── DATASET RECORDS ──

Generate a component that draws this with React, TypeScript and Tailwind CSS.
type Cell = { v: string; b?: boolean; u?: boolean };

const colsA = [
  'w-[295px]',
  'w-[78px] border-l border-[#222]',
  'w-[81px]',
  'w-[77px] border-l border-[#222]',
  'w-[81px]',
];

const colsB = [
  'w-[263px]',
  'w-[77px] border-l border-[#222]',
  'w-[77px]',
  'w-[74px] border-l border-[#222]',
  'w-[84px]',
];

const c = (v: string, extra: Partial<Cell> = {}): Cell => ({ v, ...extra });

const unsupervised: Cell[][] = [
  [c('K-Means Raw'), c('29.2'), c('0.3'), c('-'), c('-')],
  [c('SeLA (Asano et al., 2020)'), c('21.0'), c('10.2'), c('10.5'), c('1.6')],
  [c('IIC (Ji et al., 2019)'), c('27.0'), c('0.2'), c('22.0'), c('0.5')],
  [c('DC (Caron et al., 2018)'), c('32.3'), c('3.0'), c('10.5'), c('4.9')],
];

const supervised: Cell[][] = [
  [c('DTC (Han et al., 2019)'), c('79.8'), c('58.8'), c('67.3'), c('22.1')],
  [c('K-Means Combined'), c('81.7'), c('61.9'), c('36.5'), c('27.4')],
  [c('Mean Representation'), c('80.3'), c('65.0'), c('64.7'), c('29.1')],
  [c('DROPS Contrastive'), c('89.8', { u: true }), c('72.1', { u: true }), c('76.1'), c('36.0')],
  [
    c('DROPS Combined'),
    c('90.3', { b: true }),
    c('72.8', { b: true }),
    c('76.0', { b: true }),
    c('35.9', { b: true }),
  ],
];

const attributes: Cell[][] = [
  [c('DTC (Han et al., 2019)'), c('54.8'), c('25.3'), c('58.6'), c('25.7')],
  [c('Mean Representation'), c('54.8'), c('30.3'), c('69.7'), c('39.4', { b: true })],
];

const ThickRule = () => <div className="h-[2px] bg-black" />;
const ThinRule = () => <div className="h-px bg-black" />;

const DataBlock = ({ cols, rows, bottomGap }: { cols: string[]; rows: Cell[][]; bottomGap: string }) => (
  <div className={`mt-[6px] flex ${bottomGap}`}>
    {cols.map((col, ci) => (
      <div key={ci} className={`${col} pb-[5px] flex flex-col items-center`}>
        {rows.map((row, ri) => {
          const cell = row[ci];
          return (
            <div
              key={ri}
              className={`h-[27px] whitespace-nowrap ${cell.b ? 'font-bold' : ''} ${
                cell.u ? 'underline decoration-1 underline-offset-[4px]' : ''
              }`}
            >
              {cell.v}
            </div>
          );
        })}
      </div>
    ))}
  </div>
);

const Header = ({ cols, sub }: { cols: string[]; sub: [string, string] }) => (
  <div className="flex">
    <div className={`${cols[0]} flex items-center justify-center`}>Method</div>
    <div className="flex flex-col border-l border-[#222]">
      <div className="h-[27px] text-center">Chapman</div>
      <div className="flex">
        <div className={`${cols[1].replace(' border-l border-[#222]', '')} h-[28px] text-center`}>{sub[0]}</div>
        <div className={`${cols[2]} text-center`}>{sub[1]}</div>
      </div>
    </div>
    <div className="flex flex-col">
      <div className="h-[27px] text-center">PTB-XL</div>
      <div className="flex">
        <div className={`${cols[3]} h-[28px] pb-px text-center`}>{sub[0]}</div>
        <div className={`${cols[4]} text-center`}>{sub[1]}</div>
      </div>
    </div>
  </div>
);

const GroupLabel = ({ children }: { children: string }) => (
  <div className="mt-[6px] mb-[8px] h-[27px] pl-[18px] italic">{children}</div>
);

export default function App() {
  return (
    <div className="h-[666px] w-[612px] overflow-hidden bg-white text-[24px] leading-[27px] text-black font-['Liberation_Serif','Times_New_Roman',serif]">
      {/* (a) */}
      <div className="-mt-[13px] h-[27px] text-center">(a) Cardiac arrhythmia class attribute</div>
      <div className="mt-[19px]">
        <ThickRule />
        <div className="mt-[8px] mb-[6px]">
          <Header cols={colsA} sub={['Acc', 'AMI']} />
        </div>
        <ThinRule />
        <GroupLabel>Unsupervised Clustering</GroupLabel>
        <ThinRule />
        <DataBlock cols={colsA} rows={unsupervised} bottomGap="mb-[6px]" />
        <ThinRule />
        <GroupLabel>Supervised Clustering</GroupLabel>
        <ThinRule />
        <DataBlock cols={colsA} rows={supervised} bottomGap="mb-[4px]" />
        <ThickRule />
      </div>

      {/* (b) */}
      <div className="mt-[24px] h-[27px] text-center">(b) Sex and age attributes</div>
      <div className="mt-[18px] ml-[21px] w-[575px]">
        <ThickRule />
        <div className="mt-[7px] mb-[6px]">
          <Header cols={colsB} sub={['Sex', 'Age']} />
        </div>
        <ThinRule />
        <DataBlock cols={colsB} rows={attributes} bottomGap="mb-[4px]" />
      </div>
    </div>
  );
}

───
── DATASET RECORDS ──

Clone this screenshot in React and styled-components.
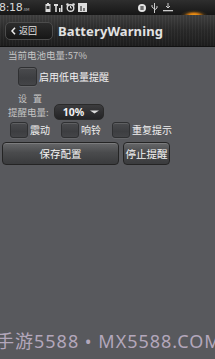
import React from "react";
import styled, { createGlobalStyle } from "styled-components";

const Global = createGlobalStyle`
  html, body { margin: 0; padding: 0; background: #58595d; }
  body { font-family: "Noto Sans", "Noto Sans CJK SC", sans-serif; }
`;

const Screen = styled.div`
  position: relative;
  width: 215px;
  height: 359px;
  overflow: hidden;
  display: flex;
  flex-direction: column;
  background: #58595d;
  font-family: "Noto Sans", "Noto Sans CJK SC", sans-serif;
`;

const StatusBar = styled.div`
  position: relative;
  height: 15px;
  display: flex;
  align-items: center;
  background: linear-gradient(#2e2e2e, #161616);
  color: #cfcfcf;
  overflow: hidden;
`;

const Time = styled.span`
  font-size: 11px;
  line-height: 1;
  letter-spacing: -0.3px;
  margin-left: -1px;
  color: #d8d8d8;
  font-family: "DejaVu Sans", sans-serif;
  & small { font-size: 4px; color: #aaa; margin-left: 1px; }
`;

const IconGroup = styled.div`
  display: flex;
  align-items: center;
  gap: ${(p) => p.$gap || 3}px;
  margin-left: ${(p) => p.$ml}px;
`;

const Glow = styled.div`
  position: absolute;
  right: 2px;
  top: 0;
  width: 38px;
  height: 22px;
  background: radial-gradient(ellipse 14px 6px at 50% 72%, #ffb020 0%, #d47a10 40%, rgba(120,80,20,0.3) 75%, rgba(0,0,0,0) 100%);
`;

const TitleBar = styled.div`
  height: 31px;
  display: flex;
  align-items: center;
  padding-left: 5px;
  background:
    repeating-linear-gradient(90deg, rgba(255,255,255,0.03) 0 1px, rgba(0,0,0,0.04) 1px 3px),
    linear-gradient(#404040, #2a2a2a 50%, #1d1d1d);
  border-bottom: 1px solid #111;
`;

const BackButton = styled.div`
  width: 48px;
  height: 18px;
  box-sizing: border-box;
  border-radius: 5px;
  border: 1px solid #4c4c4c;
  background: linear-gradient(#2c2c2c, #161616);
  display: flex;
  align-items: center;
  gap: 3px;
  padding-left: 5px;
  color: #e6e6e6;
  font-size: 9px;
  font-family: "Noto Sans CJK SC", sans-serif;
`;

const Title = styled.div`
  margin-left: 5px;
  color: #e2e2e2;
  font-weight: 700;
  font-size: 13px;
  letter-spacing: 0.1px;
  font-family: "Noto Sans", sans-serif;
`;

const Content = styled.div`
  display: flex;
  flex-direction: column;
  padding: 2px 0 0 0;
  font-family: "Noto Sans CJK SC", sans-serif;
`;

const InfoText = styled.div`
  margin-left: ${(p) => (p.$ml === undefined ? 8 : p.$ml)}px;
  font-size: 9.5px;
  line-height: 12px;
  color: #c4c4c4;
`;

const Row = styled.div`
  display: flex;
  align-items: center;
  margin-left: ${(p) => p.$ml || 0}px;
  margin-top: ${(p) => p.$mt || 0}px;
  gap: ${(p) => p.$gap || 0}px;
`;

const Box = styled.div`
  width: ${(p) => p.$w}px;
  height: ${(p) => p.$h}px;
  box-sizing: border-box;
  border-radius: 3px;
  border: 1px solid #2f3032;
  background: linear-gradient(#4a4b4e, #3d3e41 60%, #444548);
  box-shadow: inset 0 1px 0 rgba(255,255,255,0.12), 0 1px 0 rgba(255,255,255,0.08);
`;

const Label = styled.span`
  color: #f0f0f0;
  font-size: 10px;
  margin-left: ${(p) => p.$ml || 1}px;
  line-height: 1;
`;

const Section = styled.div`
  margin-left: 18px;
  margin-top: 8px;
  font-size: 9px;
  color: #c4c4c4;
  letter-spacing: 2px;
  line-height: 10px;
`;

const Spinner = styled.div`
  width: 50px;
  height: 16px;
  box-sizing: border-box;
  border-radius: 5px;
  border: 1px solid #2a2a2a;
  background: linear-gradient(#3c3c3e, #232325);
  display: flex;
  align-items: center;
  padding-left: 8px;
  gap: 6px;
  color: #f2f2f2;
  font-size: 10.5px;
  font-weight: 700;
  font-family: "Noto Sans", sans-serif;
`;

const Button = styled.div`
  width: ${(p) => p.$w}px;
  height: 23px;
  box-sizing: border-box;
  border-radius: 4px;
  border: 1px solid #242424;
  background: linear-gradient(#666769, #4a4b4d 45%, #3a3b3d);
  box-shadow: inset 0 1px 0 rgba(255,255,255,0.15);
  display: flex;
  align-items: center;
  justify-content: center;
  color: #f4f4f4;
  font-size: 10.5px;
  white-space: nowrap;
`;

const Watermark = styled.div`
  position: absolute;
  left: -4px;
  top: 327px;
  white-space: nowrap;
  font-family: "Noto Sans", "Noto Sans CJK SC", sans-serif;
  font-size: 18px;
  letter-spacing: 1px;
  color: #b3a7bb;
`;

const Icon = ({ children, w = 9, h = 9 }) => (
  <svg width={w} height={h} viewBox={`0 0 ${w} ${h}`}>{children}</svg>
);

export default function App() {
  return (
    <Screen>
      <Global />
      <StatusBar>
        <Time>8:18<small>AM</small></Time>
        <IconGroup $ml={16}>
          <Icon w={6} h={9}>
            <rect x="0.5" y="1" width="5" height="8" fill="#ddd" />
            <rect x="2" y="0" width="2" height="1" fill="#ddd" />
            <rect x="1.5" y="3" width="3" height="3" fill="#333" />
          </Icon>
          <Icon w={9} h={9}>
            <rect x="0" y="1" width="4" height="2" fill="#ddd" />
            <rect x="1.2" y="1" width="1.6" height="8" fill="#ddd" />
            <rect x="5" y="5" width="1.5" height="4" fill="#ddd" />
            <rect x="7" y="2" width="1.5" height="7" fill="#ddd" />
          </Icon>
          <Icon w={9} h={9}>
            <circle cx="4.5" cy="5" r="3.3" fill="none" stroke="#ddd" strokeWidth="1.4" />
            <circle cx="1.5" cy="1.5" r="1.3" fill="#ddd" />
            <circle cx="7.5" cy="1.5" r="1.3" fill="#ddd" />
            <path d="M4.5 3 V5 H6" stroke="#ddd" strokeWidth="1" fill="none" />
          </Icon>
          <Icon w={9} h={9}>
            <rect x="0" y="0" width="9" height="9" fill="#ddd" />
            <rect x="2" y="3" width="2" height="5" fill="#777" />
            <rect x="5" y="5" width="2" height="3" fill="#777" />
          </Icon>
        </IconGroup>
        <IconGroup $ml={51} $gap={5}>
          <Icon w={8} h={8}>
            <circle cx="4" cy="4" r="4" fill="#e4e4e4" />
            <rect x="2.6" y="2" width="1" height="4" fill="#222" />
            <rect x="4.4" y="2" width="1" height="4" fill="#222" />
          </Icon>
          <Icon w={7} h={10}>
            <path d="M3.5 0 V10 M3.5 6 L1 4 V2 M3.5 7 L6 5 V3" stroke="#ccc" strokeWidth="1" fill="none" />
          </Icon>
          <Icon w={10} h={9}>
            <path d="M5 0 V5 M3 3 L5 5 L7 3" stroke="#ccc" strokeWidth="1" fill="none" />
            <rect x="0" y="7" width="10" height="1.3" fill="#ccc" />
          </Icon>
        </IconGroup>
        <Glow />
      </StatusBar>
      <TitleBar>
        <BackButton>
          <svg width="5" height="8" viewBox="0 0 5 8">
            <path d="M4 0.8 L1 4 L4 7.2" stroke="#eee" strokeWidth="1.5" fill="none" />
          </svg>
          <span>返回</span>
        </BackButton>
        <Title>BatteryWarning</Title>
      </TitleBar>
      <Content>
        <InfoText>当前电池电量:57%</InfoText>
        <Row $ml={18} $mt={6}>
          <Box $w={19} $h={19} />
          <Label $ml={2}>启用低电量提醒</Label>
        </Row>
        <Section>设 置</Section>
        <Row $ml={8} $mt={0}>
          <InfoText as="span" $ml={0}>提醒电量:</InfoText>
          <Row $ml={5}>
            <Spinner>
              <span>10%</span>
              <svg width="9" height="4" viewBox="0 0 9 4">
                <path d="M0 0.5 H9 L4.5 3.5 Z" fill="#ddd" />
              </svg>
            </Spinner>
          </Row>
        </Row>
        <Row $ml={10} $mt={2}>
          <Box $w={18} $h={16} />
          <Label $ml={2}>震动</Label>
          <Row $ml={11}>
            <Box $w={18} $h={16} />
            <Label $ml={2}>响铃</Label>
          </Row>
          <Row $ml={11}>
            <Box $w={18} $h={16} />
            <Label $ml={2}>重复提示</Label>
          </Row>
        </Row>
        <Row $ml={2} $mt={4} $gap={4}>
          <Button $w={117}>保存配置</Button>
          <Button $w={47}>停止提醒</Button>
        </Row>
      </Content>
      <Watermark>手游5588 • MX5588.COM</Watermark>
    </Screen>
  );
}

───
── DATASET RECORDS ──

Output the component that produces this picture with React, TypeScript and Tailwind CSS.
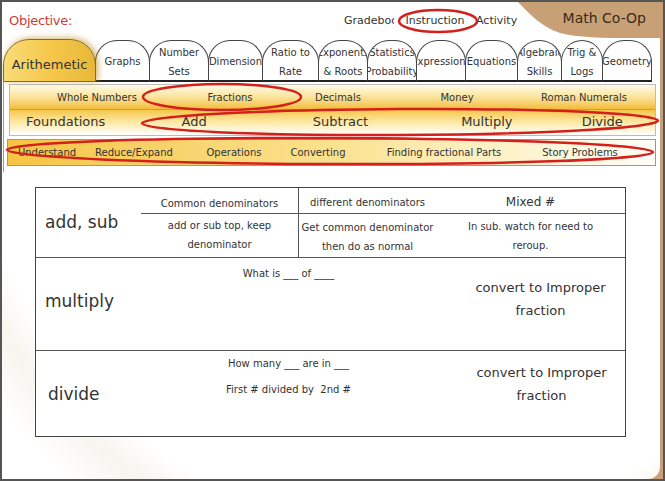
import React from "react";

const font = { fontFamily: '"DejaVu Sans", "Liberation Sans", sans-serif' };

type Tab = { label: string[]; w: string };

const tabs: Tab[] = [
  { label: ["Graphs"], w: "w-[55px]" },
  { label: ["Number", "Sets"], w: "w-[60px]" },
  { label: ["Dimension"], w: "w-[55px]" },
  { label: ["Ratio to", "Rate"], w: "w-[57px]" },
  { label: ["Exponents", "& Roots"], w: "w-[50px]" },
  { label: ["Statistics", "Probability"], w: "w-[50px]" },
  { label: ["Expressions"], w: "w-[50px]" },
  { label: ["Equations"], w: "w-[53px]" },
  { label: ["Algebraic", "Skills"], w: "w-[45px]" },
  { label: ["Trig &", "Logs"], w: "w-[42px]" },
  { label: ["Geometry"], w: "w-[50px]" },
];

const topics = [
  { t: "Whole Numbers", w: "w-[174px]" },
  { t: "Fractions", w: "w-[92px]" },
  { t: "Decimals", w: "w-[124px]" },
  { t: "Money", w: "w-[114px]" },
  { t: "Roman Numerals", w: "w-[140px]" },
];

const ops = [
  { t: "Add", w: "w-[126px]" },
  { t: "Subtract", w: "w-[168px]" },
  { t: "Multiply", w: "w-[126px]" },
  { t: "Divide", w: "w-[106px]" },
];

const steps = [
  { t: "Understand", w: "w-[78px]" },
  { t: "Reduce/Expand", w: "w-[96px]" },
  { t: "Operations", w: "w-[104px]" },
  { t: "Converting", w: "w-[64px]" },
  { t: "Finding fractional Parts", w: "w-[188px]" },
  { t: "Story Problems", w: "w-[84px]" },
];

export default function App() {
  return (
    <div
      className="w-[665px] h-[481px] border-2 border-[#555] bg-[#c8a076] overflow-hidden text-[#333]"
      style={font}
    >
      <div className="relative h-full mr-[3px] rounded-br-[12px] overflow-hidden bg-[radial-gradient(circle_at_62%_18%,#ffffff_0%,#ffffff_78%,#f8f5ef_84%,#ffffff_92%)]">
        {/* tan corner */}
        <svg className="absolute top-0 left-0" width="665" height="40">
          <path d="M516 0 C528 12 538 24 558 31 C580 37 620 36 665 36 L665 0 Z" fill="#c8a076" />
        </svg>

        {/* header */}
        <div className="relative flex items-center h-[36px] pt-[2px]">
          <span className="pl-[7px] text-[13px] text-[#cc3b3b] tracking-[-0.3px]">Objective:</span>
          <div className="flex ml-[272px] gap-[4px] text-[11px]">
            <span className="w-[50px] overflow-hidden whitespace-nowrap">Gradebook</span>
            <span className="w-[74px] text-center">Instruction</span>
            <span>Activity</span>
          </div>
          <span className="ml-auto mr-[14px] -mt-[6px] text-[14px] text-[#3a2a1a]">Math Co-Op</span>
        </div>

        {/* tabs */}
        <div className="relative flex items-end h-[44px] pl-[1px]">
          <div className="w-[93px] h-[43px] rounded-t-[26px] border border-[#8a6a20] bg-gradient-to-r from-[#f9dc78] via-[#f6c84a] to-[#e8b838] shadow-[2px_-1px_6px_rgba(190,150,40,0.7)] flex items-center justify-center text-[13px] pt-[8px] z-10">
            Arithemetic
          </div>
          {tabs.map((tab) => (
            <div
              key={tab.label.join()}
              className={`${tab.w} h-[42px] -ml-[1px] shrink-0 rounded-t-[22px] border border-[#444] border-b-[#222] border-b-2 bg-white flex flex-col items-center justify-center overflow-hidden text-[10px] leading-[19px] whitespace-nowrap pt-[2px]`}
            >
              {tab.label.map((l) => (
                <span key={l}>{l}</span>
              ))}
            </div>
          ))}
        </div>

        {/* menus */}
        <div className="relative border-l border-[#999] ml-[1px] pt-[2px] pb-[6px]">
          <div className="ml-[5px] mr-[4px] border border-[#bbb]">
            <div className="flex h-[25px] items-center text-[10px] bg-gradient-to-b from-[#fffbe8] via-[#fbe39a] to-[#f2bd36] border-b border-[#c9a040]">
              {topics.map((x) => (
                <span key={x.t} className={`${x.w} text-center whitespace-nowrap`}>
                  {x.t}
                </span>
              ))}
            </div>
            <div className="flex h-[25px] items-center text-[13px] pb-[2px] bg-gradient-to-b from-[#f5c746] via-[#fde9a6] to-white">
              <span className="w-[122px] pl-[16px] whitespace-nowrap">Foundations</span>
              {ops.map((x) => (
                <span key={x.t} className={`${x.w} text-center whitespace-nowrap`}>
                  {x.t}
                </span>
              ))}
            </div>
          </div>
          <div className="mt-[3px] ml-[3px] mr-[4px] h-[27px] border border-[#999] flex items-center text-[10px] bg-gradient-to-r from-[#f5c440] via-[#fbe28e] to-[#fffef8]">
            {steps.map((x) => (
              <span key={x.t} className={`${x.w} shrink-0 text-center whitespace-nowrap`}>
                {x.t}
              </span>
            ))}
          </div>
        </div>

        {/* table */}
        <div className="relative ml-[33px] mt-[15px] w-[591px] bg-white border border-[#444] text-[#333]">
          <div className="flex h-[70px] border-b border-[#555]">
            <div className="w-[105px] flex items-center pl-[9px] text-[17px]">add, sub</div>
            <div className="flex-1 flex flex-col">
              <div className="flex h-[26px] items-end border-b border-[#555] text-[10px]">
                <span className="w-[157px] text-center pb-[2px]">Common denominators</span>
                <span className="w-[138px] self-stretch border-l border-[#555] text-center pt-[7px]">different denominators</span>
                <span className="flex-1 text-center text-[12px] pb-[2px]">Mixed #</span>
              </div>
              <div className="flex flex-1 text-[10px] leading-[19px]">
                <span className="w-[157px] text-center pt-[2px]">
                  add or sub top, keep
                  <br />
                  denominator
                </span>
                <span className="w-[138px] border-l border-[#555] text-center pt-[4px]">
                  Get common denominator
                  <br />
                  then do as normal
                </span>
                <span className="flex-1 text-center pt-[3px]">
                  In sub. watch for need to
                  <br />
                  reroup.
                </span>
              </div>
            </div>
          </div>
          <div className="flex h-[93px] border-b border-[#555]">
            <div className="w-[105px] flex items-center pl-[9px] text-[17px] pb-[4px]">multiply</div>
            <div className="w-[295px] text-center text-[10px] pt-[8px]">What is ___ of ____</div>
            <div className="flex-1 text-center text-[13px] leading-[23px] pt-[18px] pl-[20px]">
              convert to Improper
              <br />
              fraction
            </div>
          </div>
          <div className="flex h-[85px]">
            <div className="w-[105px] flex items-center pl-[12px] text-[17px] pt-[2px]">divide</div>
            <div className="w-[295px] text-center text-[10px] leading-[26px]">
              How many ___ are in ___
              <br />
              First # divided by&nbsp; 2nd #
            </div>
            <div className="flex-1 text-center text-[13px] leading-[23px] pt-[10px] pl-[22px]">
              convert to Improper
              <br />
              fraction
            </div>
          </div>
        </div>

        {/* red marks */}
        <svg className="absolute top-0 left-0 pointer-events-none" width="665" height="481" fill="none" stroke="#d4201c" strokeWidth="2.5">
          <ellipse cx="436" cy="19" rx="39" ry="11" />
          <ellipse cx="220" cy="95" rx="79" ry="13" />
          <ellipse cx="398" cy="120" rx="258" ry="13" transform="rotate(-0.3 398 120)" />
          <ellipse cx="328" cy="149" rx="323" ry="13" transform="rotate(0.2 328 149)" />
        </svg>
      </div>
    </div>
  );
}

───

Keep to the stretch from the line containing "Output the component" through the line containing "string[]; w: string", both ends included, and copy it exactly from the listing above, minus the pictures.

Output the component that produces this picture with React, TypeScript and Tailwind CSS.
import React from "react";

const font = { fontFamily: '"DejaVu Sans", "Liberation Sans", sans-serif' };

type Tab = { label: string[]; w: string };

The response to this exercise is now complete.